# DIRECTIVE
Filter for the word "components" and keep each matching line.

— start of RECORDS SUPPLIED —

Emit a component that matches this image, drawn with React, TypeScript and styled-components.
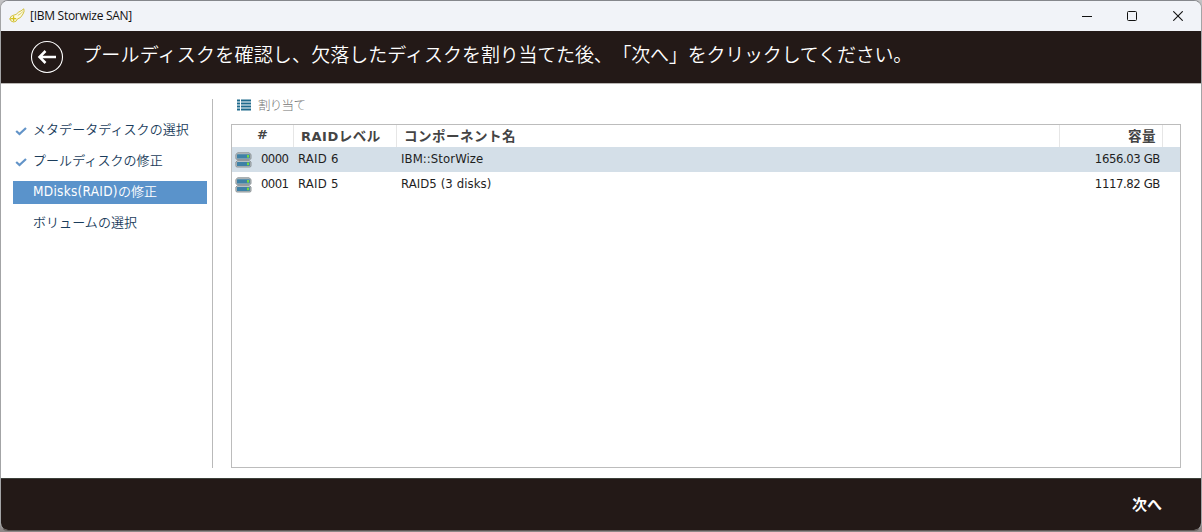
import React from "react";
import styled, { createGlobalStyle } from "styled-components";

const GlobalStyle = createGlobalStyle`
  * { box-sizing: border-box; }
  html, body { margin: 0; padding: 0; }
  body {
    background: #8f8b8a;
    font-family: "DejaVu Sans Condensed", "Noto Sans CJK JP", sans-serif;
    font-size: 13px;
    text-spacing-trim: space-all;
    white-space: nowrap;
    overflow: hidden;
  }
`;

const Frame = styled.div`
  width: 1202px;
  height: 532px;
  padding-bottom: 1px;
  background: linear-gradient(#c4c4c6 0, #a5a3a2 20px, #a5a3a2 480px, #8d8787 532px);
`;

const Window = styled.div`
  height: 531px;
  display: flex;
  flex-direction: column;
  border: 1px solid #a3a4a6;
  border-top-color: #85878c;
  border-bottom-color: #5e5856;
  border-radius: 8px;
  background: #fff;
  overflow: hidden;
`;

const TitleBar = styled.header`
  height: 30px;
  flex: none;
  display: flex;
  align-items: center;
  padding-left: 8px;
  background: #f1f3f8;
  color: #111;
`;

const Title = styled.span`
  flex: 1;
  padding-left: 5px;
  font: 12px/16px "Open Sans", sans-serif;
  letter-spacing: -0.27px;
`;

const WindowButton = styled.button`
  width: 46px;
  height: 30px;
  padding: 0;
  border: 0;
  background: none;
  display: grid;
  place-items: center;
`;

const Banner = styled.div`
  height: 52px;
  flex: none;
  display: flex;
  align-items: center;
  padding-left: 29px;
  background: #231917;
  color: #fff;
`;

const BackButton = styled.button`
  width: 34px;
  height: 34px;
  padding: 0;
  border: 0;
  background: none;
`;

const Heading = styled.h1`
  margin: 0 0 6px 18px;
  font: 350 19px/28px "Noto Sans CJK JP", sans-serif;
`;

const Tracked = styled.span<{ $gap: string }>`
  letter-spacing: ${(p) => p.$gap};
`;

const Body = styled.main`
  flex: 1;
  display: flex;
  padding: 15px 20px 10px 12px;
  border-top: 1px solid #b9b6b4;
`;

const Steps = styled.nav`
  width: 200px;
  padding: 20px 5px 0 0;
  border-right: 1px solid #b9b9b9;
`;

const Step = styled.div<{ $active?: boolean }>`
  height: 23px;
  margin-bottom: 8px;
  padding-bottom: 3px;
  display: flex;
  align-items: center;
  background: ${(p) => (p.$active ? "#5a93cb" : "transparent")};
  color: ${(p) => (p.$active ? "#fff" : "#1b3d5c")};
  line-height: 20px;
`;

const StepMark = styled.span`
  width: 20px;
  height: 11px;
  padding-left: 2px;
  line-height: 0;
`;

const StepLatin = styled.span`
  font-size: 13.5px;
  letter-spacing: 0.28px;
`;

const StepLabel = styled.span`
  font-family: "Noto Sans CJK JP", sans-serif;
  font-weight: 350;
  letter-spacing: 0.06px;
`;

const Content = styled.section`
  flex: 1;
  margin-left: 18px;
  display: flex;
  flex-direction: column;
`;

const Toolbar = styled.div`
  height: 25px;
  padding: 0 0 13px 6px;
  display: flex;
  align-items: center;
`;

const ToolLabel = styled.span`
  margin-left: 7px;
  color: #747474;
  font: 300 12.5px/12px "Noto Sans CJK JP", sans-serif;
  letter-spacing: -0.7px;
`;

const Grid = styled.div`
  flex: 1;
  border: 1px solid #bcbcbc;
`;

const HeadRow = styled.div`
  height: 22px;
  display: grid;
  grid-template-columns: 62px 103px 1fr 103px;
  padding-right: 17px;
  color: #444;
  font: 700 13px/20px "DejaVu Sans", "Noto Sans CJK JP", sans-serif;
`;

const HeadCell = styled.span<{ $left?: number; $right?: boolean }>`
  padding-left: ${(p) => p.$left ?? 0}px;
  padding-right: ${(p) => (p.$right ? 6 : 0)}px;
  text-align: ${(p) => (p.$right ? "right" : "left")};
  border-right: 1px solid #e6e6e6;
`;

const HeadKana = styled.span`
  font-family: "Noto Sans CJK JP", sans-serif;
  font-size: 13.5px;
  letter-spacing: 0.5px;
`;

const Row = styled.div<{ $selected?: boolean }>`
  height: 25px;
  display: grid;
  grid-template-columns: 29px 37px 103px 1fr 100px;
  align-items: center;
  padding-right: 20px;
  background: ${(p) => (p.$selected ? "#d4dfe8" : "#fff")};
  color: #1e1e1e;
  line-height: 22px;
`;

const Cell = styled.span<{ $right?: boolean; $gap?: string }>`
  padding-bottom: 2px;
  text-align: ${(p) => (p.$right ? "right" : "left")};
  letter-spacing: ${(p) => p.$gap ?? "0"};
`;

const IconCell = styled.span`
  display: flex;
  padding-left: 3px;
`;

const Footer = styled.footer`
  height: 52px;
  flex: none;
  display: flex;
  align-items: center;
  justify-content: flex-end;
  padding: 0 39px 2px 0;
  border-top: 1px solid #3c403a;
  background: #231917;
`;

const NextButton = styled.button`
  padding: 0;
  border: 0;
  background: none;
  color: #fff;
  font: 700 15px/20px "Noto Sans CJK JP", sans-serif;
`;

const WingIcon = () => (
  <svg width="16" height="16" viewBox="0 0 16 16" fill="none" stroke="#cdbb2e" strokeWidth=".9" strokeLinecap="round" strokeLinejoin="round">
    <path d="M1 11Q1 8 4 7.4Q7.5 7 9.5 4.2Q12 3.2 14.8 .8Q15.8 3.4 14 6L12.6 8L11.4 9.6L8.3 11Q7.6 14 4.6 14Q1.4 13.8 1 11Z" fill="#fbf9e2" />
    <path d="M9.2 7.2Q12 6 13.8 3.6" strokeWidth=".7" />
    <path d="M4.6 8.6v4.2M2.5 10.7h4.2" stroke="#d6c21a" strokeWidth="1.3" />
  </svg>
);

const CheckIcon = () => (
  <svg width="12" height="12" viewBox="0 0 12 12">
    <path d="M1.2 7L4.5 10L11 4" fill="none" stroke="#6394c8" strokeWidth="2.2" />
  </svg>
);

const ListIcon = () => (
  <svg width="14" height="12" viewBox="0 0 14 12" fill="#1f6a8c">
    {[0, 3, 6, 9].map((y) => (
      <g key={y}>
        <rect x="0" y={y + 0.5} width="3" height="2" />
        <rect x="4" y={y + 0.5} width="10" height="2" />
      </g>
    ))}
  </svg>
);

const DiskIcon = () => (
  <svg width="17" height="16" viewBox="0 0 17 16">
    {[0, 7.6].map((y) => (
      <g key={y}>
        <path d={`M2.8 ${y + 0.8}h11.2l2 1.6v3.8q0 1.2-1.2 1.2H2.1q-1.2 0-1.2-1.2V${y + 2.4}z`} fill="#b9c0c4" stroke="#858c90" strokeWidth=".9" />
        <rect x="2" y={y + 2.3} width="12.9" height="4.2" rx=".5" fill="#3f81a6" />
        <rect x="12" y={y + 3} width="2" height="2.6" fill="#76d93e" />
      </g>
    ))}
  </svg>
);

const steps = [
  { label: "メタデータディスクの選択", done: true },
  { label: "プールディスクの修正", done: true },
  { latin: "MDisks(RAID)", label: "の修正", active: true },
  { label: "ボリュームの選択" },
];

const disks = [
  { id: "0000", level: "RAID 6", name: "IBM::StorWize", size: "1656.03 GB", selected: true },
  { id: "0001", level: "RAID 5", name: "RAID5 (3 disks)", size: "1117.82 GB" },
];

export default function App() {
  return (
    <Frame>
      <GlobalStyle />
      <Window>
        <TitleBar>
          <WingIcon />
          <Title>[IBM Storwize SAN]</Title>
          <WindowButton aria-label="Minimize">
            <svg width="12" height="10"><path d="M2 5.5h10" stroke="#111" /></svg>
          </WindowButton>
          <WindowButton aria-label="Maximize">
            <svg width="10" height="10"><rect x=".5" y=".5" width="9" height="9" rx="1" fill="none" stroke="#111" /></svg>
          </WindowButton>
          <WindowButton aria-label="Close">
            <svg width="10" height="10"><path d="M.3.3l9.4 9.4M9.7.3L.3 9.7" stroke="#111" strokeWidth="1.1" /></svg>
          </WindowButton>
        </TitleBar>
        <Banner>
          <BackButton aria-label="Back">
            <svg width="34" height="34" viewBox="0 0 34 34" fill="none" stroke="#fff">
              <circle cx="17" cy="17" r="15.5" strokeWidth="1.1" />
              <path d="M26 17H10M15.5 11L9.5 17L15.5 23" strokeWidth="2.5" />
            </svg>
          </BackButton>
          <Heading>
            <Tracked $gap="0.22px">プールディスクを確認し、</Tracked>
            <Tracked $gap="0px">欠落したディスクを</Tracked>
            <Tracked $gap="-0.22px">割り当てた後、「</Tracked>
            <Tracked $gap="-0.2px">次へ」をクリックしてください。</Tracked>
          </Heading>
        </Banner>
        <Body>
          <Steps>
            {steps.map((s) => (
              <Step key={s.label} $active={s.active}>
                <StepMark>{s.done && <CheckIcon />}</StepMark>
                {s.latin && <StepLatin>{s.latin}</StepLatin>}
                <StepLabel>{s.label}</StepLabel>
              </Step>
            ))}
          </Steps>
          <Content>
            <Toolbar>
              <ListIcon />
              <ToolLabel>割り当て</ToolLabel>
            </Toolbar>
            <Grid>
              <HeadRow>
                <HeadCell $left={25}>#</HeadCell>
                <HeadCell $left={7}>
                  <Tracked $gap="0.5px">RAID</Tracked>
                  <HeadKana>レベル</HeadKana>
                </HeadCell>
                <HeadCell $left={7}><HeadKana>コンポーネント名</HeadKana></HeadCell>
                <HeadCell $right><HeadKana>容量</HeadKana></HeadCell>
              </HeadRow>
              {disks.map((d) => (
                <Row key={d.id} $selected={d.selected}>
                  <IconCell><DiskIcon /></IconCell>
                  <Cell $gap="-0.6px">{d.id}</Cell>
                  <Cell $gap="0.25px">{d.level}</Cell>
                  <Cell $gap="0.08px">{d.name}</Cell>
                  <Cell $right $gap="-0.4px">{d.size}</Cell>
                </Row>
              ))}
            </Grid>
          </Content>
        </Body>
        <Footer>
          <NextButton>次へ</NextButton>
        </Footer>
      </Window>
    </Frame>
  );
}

— end of RECORDS SUPPLIED —
— start of RECORDS SUPPLIED —

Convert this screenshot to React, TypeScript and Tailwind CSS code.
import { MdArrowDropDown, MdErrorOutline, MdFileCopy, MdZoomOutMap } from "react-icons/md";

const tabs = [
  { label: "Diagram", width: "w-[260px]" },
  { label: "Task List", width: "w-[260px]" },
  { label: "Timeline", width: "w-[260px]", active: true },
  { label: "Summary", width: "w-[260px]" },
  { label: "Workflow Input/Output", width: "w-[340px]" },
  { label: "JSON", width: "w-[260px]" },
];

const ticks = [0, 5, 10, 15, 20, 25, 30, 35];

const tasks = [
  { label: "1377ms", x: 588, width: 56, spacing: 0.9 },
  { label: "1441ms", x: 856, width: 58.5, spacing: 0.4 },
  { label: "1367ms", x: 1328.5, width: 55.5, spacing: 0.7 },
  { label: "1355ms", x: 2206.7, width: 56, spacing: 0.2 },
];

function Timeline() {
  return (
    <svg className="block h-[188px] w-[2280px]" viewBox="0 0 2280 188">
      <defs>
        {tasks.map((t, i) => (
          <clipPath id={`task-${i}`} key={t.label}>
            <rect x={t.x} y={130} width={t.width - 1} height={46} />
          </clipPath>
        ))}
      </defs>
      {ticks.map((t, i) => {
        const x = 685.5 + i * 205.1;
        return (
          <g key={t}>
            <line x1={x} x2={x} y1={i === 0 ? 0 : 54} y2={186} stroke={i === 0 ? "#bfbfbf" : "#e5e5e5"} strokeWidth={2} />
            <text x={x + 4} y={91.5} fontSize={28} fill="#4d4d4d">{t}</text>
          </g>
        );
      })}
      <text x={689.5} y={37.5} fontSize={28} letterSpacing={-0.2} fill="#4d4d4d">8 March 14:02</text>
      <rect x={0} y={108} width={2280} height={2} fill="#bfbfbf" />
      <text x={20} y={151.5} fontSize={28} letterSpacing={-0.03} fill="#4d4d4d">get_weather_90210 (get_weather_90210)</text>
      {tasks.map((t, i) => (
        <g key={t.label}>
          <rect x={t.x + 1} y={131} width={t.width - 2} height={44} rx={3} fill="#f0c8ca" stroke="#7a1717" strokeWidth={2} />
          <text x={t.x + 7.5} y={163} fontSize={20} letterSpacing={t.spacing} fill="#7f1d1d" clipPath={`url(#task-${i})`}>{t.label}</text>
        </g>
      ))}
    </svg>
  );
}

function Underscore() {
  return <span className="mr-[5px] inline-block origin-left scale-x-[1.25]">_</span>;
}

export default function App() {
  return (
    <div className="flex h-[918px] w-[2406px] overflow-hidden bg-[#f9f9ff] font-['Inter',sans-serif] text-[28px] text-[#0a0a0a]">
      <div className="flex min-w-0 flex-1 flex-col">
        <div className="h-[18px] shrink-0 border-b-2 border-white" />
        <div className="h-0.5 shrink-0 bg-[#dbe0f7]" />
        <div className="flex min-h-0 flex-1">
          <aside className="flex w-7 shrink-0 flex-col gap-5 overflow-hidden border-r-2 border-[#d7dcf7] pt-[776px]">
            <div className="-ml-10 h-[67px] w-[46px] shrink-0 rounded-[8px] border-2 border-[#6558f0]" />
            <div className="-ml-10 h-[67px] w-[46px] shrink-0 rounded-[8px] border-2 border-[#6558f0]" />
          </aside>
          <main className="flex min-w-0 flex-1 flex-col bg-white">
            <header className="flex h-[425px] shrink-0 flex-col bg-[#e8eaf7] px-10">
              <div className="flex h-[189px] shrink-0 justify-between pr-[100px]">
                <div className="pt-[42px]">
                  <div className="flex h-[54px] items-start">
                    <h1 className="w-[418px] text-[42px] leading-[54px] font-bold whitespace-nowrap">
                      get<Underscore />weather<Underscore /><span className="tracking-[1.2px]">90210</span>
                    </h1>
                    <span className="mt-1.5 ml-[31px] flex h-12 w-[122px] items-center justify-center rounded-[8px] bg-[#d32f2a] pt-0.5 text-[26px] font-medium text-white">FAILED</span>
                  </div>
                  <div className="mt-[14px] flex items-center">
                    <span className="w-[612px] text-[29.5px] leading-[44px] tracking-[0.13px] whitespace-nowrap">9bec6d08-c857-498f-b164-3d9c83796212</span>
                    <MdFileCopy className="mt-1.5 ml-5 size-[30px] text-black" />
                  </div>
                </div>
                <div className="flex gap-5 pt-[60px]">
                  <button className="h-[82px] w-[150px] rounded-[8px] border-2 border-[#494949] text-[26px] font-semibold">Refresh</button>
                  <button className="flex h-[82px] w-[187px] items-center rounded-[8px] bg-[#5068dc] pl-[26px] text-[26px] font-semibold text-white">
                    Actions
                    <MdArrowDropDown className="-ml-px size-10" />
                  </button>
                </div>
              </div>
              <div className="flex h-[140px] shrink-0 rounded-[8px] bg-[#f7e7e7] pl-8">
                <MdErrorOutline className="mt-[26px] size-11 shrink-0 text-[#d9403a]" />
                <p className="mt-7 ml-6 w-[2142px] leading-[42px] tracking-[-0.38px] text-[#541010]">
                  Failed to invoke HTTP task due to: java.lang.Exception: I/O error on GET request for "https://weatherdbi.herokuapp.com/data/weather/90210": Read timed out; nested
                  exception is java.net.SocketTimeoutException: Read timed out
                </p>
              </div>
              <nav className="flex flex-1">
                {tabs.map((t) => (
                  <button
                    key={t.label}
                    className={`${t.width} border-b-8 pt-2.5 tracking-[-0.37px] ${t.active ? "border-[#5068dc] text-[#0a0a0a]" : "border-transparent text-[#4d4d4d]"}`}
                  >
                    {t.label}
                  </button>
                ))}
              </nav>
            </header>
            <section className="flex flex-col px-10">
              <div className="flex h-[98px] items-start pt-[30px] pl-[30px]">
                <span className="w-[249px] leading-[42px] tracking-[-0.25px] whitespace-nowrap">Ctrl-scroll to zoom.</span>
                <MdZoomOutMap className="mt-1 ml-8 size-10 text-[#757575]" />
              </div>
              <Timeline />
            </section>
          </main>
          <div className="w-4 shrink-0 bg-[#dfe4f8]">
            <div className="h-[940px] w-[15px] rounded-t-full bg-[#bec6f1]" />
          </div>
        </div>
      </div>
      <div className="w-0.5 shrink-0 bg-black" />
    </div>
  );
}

— end of RECORDS SUPPLIED —

# THE OUTPUT
Emit a component that matches this image, drawn with React, TypeScript and styled-components.
import styled, { createGlobalStyle } from "styled-components";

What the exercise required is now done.